• Your task: Set the listing down again in full, word for word, with the pictures left out.
● ● ● ● ● ● ●
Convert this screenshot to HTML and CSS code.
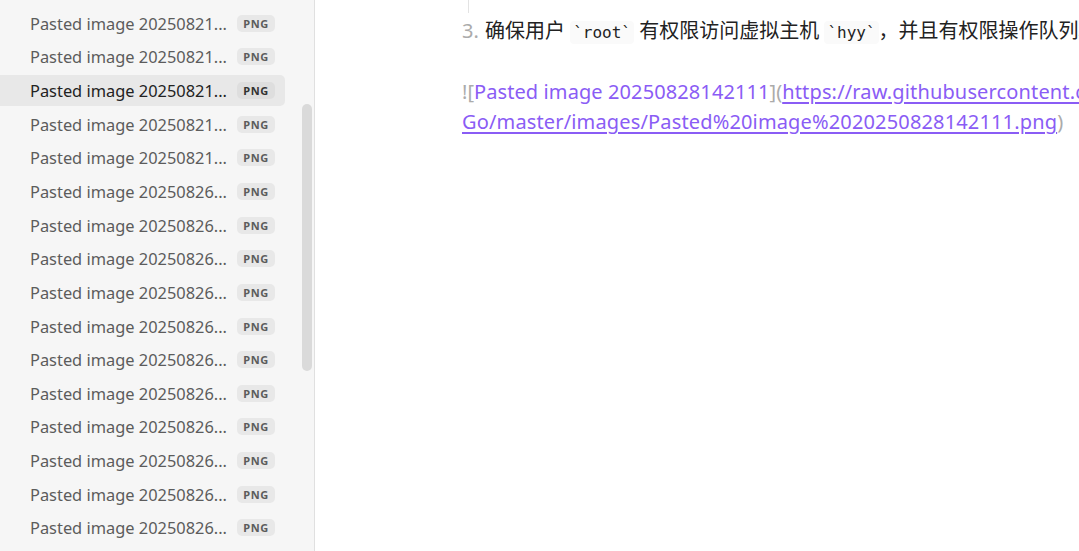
FILE: index.html
```html
<!DOCTYPE html>
<html lang="zh-CN">
<head>
<meta charset="utf-8">
<title>Obsidian</title>
<link rel="stylesheet" href="styles.css">
</head>
<body>
<div class="app">
  <aside class="sidebar">
    <div class="file-list">
      <div class="file"><span class="name">Pasted image 20250821...</span><span class="tag">PNG</span></div>
      <div class="file"><span class="name">Pasted image 20250821...</span><span class="tag">PNG</span></div>
      <div class="file active"><span class="name">Pasted image 20250821...</span><span class="tag">PNG</span></div>
      <div class="file"><span class="name">Pasted image 20250821...</span><span class="tag">PNG</span></div>
      <div class="file"><span class="name">Pasted image 20250821...</span><span class="tag">PNG</span></div>
      <div class="file"><span class="name">Pasted image 20250826...</span><span class="tag">PNG</span></div>
      <div class="file"><span class="name">Pasted image 20250826...</span><span class="tag">PNG</span></div>
      <div class="file"><span class="name">Pasted image 20250826...</span><span class="tag">PNG</span></div>
      <div class="file"><span class="name">Pasted image 20250826...</span><span class="tag">PNG</span></div>
      <div class="file"><span class="name">Pasted image 20250826...</span><span class="tag">PNG</span></div>
      <div class="file"><span class="name">Pasted image 20250826...</span><span class="tag">PNG</span></div>
      <div class="file"><span class="name">Pasted image 20250826...</span><span class="tag">PNG</span></div>
      <div class="file"><span class="name">Pasted image 20250826...</span><span class="tag">PNG</span></div>
      <div class="file"><span class="name">Pasted image 20250826...</span><span class="tag">PNG</span></div>
      <div class="file"><span class="name">Pasted image 20250826...</span><span class="tag">PNG</span></div>
      <div class="file"><span class="name">Pasted image 20250826...</span><span class="tag">PNG</span></div>
    </div>
    <div class="scrollbar"></div>
  </aside>
  <main class="editor">
    <div class="content">
      <div class="line prev"><span class="guide"></span></div>
      <div class="line"><span class="list-num">3.</span><span class="text">确保用户 <code class="code">`root`</code> 有权限访问虚拟主机 <code class="code">`hyy`</code>，并且有权限操作队列和交换机。</span></div>
      <div class="line empty"></div>
      <div class="line"><span class="fmt">![</span><span class="alt">Pasted image 20250828142111</span><span class="fmt">](</span><a class="url">https://raw.githubusercontent.com/hyy/Note-Go/master/images/</a></div>
      <div class="line"><a class="url">Go/master/images/Pasted%20image%2020250828142111.png</a><span class="fmt">)</span></div>
    </div>
  </main>
</div>
</body>
</html>
```

FILE: styles.css
```css
* { box-sizing: border-box; }
html, body { margin: 0; padding: 0; height: 100%; overflow: hidden; }
body {
  font-family: "Noto Sans", "Noto Sans CJK SC", sans-serif;
  background: #ffffff;
  color: #222222;
}
.app {
  display: flex;
  height: 551px;
  width: 1079px;
}
.sidebar {
  position: relative;
  width: 315px;
  flex: none;
  background: #f6f6f6;
  border-right: 1px solid #e0e0e0;
}
.file-list {
  display: flex;
  flex-direction: column;
  gap: 2.67px;
  padding-top: 7.6px;
  width: 285px;
}
.file {
  height: 31px;
  display: flex;
  align-items: center;
  padding-left: 30px;
  border-radius: 0 5px 5px 0;
  color: #5c5c5c;
  font-size: 16.4px;
  white-space: nowrap;
}
.file.active {
  background: #e8e8e8;
  color: #222222;
}
.name { width: 207px; overflow: hidden; }
.tag {
  display: inline-flex;
  align-items: center;
  justify-content: center;
  width: 38px;
  height: 17px;
  border-radius: 5px;
  background: #e8e8e8;
  color: #5c5c5c;
  font-size: 11px;
  font-weight: 700;
  letter-spacing: 0.06em;
}
.file.active .tag { background: #dedede; color: #333; }
.scrollbar {
  position: absolute;
  left: 302px;
  top: 104px;
  width: 10px;
  height: 267px;
  border-radius: 5px;
  background: #dadada;
}
.editor {
  flex: 1;
  overflow: hidden;
  background: #ffffff;
}
.content {
  padding-left: 147px;
  font-size: 20px;
  white-space: nowrap;
}
.line {
  height: 30px;
  line-height: 30px;
  display: flex;
  align-items: baseline;
}
.line.prev { height: 16px; }
.guide {
  display: block;
  margin-left: 6px;
  width: 1px;
  height: 13px;
  background: #e3e3e3;
}
.list-num { color: #ababab; width: 23px; flex: none; }
.code {
  font-family: "DejaVu Sans Mono", monospace;
  font-size: 16px;
  background: #fafafa;
  border-radius: 4px;
  padding: 2px 3px;
}
.empty { height: 31px; }
.fmt { color: #ababab; }
.alt { color: #8a5cf5; letter-spacing: 0.1px; }
.url { color: #8a5cf5; text-decoration: underline; text-underline-offset: 3px; letter-spacing: 0.15px; }
```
● ● ● ● ● ● ●
• Worked solution:
Convert this screenshot to HTML and CSS code.
FILE: index.html
```html
<!DOCTYPE html>
<html lang="zh-CN">
<head>
<meta charset="utf-8">
<title>Obsidian</title>
<link rel="stylesheet" href="styles.css">
</head>
<body>
<div class="app">
  <aside class="sidebar">
    <div class="file-list">
      <div class="file"><span class="name">Pasted image 20250821...</span><span class="tag">PNG</span></div>
      <div class="file"><span class="name">Pasted image 20250821...</span><span class="tag">PNG</span></div>
      <div class="file active"><span class="name">Pasted image 20250821...</span><span class="tag">PNG</span></div>
      <div class="file"><span class="name">Pasted image 20250821...</span><span class="tag">PNG</span></div>
      <div class="file"><span class="name">Pasted image 20250821...</span><span class="tag">PNG</span></div>
      <div class="file"><span class="name">Pasted image 20250826...</span><span class="tag">PNG</span></div>
      <div class="file"><span class="name">Pasted image 20250826...</span><span class="tag">PNG</span></div>
      <div class="file"><span class="name">Pasted image 20250826...</span><span class="tag">PNG</span></div>
      <div class="file"><span class="name">Pasted image 20250826...</span><span class="tag">PNG</span></div>
      <div class="file"><span class="name">Pasted image 20250826...</span><span class="tag">PNG</span></div>
      <div class="file"><span class="name">Pasted image 20250826...</span><span class="tag">PNG</span></div>
      <div class="file"><span class="name">Pasted image 20250826...</span><span class="tag">PNG</span></div>
      <div class="file"><span class="name">Pasted image 20250826...</span><span class="tag">PNG</span></div>
      <div class="file"><span class="name">Pasted image 20250826...</span><span class="tag">PNG</span></div>
      <div class="file"><span class="name">Pasted image 20250826...</span><span class="tag">PNG</span></div>
      <div class="file"><span class="name">Pasted image 20250826...</span><span class="tag">PNG</span></div>
    </div>
    <div class="scrollbar"></div>
  </aside>
  <main class="editor">
    <div class="content">
      <div class="line prev"><span class="guide"></span></div>
      <div class="line"><span class="list-num">3.</span><span class="text">确保用户 <code class="code">`root`</code> 有权限访问虚拟主机 <code class="code">`hyy`</code>，并且有权限操作队列和交换机。</span></div>
      <div class="line empty"></div>
      <div class="line"><span class="fmt">![</span><span class="alt">Pasted image 20250828142111</span><span class="fmt">](</span><a class="url">https://raw.githubusercontent.com/hyy/Note-Go/master/images/</a></div>
      <div class="line"><a class="url">Go/master/images/Pasted%20image%2020250828142111.png</a><span class="fmt">)</span></div>
    </div>
  </main>
</div>
</body>
</html>
```

FILE: styles.css
```css
* { box-sizing: border-box; }
html, body { margin: 0; padding: 0; height: 100%; overflow: hidden; }
body {
  font-family: "Noto Sans", "Noto Sans CJK SC", sans-serif;
  background: #ffffff;
  color: #222222;
}
.app {
  display: flex;
  height: 551px;
  width: 1079px;
}
.sidebar {
  position: relative;
  width: 315px;
  flex: none;
  background: #f6f6f6;
  border-right: 1px solid #e0e0e0;
}
.file-list {
  display: flex;
  flex-direction: column;
  gap: 2.67px;
  padding-top: 7.6px;
  width: 285px;
}
.file {
  height: 31px;
  display: flex;
  align-items: center;
  padding-left: 30px;
  border-radius: 0 5px 5px 0;
  color: #5c5c5c;
  font-size: 16.4px;
  white-space: nowrap;
}
.file.active {
  background: #e8e8e8;
  color: #222222;
}
.name { width: 207px; overflow: hidden; }
.tag {
  display: inline-flex;
  align-items: center;
  justify-content: center;
  width: 38px;
  height: 17px;
  border-radius: 5px;
  background: #e8e8e8;
  color: #5c5c5c;
  font-size: 11px;
  font-weight: 700;
  letter-spacing: 0.06em;
}
.file.active .tag { background: #dedede; color: #333; }
.scrollbar {
  position: absolute;
  left: 302px;
  top: 104px;
  width: 10px;
  height: 267px;
  border-radius: 5px;
  background: #dadada;
}
.editor {
  flex: 1;
  overflow: hidden;
  background: #ffffff;
}
.content {
  padding-left: 147px;
  font-size: 20px;
  white-space: nowrap;
}
.line {
  height: 30px;
  line-height: 30px;
  display: flex;
  align-items: baseline;
}
.line.prev { height: 16px; }
.guide {
  display: block;
  margin-left: 6px;
  width: 1px;
  height: 13px;
  background: #e3e3e3;
}
.list-num { color: #ababab; width: 23px; flex: none; }
.code {
  font-family: "DejaVu Sans Mono", monospace;
  font-size: 16px;
  background: #fafafa;
  border-radius: 4px;
  padding: 2px 3px;
}
.empty { height: 31px; }
.fmt { color: #ababab; }
.alt { color: #8a5cf5; letter-spacing: 0.1px; }
.url { color: #8a5cf5; text-decoration: underline; text-underline-offset: 3px; letter-spacing: 0.15px; }
```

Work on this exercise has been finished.